┌─ Source data

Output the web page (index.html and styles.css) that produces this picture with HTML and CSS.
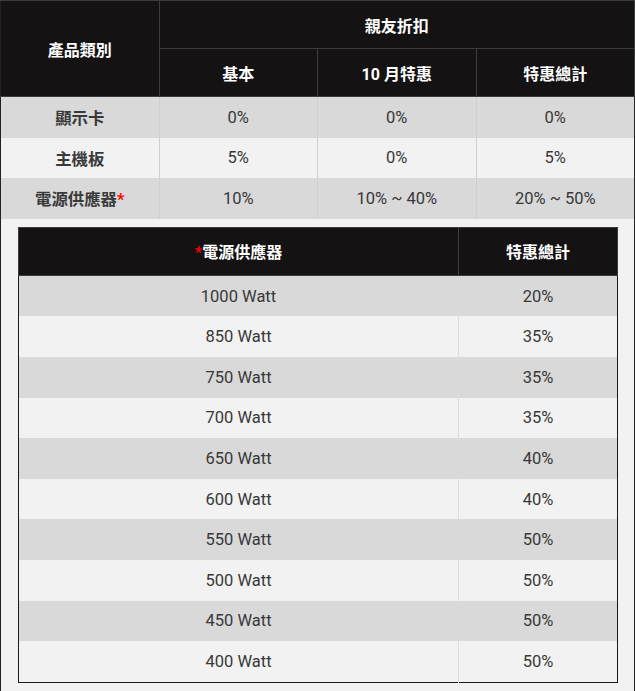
FILE: index.html
```html
<!DOCTYPE html>
<html lang="zh-Hant">
<head>
<meta charset="utf-8">
<title>親友折扣</title>
<link rel="stylesheet" href="styles.css">
</head>
<body>
<table class="main">
  <colgroup><col><col><col><col></colgroup>
  <thead>
    <tr class="hrow">
      <th rowspan="2">產品類別</th>
      <th colspan="3">親友折扣</th>
    </tr>
    <tr class="hrow">
      <th>基本</th>
      <th>10 月特惠</th>
      <th>特惠總計</th>
    </tr>
  </thead>
  <tbody>
    <tr class="dark">
      <td class="label">顯示卡</td><td>0%</td><td>0%</td><td>0%</td>
    </tr>
    <tr class="light">
      <td class="label">主機板</td><td>5%</td><td>0%</td><td>5%</td>
    </tr>
    <tr class="dark">
      <td class="label">電源供應器<span class="star">*</span></td><td>10%</td><td>10% ~ 40%</td><td>20% ~ 50%</td>
    </tr>
    <tr class="nest-row">
      <td colspan="4" class="nest-cell">
        <table class="sub">
          <thead>
            <tr class="subhead">
              <th class="wide"><span class="star">*</span>電源供應器</th>
              <th>特惠總計</th>
            </tr>
          </thead>
          <tbody>
            <tr class="dark"><td>1000 Watt</td><td>20%</td></tr>
            <tr class="light"><td>850 Watt</td><td>35%</td></tr>
            <tr class="dark"><td>750 Watt</td><td>35%</td></tr>
            <tr class="light"><td>700 Watt</td><td>35%</td></tr>
            <tr class="dark"><td>650 Watt</td><td>40%</td></tr>
            <tr class="light"><td>600 Watt</td><td>40%</td></tr>
            <tr class="dark"><td>550 Watt</td><td>50%</td></tr>
            <tr class="light"><td>500 Watt</td><td>50%</td></tr>
            <tr class="dark"><td>450 Watt</td><td>50%</td></tr>
            <tr class="light"><td>400 Watt</td><td>50%</td></tr>
          </tbody>
        </table>
      </td>
    </tr>
  </tbody>
</table>
</body>
</html>
```
FILE: styles.css
```css
html, body {
  margin: 0;
  padding: 0;
  background: #ffffff;
}

body {
  font-family: Roboto, "Noto Sans CJK TC", "Noto Sans", sans-serif;
  color: #383838;
  font-size: 16px;
}

table {
  border-collapse: collapse;
  border-spacing: 0;
}

.main {
  width: 635px;
  table-layout: fixed;
  border-left: 1px solid #222222;
  border-right: 1px solid #222222;
  border-top: 1px solid #3a3a3a;
  border-bottom: 1px solid #dddddd;
}

th {
  background: #141213;
  color: #ffffff;
  font-weight: 700;
  font-size: 16px;
  text-align: center;
  vertical-align: middle;
  padding: 0;
  border: 1px solid #3c3c3c;
}

.main > thead > tr > th:first-child {
  border-left-color: #222222;
}

.hrow th {
  height: 47px;
}

td {
  text-align: center;
  vertical-align: middle;
  padding: 0;
  height: 40.6px;
  font-size: 16.5px;
}

td + td {
  border-left: 1px solid #cfcfcf;
}

.dark td {
  background: #d9d9d9;
}

.light td {
  background: #f2f2f2;
}

td.label {
  font-weight: 700;
  font-size: 16.4px;
  color: #3a3a3a;
}

.star {
  color: #ff0000;
  font-weight: 700;
}

.nest-row td.nest-cell {
  background: #f2f2f2;
  height: auto;
  padding: 8px 16px 8px 17px;
}

.sub {
  width: 100%;
  table-layout: fixed;
  border: 1px solid #1a1a1a;
}

.sub th {
  height: 47px;
}

.sub th.wide {
  width: 439px;
}

.sub td + td {
  border-left: 1px solid #dcdcdc;
}
```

└─

## Set problem
Give an exact reproduction of every line, leaving out any picture.

## Answer for the task
Output the web page (index.html and styles.css) that produces this picture with HTML and CSS.
FILE: index.html
```html
<!DOCTYPE html>
<html lang="zh-Hant">
<head>
<meta charset="utf-8">
<title>親友折扣</title>
<link rel="stylesheet" href="styles.css">
</head>
<body>
<table class="main">
  <colgroup><col><col><col><col></colgroup>
  <thead>
    <tr class="hrow">
      <th rowspan="2">產品類別</th>
      <th colspan="3">親友折扣</th>
    </tr>
    <tr class="hrow">
      <th>基本</th>
      <th>10 月特惠</th>
      <th>特惠總計</th>
    </tr>
  </thead>
  <tbody>
    <tr class="dark">
      <td class="label">顯示卡</td><td>0%</td><td>0%</td><td>0%</td>
    </tr>
    <tr class="light">
      <td class="label">主機板</td><td>5%</td><td>0%</td><td>5%</td>
    </tr>
    <tr class="dark">
      <td class="label">電源供應器<span class="star">*</span></td><td>10%</td><td>10% ~ 40%</td><td>20% ~ 50%</td>
    </tr>
    <tr class="nest-row">
      <td colspan="4" class="nest-cell">
        <table class="sub">
          <thead>
            <tr class="subhead">
              <th class="wide"><span class="star">*</span>電源供應器</th>
              <th>特惠總計</th>
            </tr>
          </thead>
          <tbody>
            <tr class="dark"><td>1000 Watt</td><td>20%</td></tr>
            <tr class="light"><td>850 Watt</td><td>35%</td></tr>
            <tr class="dark"><td>750 Watt</td><td>35%</td></tr>
            <tr class="light"><td>700 Watt</td><td>35%</td></tr>
            <tr class="dark"><td>650 Watt</td><td>40%</td></tr>
            <tr class="light"><td>600 Watt</td><td>40%</td></tr>
            <tr class="dark"><td>550 Watt</td><td>50%</td></tr>
            <tr class="light"><td>500 Watt</td><td>50%</td></tr>
            <tr class="dark"><td>450 Watt</td><td>50%</td></tr>
            <tr class="light"><td>400 Watt</td><td>50%</td></tr>
          </tbody>
        </table>
      </td>
    </tr>
  </tbody>
</table>
</body>
</html>
```
FILE: styles.css
```css
html, body {
  margin: 0;
  padding: 0;
  background: #ffffff;
}

body {
  font-family: Roboto, "Noto Sans CJK TC", "Noto Sans", sans-serif;
  color: #383838;
  font-size: 16px;
}

table {
  border-collapse: collapse;
  border-spacing: 0;
}

.main {
  width: 635px;
  table-layout: fixed;
  border-left: 1px solid #222222;
  border-right: 1px solid #222222;
  border-top: 1px solid #3a3a3a;
  border-bottom: 1px solid #dddddd;
}

th {
  background: #141213;
  color: #ffffff;
  font-weight: 700;
  font-size: 16px;
  text-align: center;
  vertical-align: middle;
  padding: 0;
  border: 1px solid #3c3c3c;
}

.main > thead > tr > th:first-child {
  border-left-color: #222222;
}

.hrow th {
  height: 47px;
}

td {
  text-align: center;
  vertical-align: middle;
  padding: 0;
  height: 40.6px;
  font-size: 16.5px;
}

td + td {
  border-left: 1px solid #cfcfcf;
}

.dark td {
  background: #d9d9d9;
}

.light td {
  background: #f2f2f2;
}

td.label {
  font-weight: 700;
  font-size: 16.4px;
  color: #3a3a3a;
}

.star {
  color: #ff0000;
  font-weight: 700;
}

.nest-row td.nest-cell {
  background: #f2f2f2;
  height: auto;
  padding: 8px 16px 8px 17px;
}

.sub {
  width: 100%;
  table-layout: fixed;
  border: 1px solid #1a1a1a;
}

.sub th {
  height: 47px;
}

.sub th.wide {
  width: 439px;
}

.sub td + td {
  border-left: 1px solid #dcdcdc;
}
```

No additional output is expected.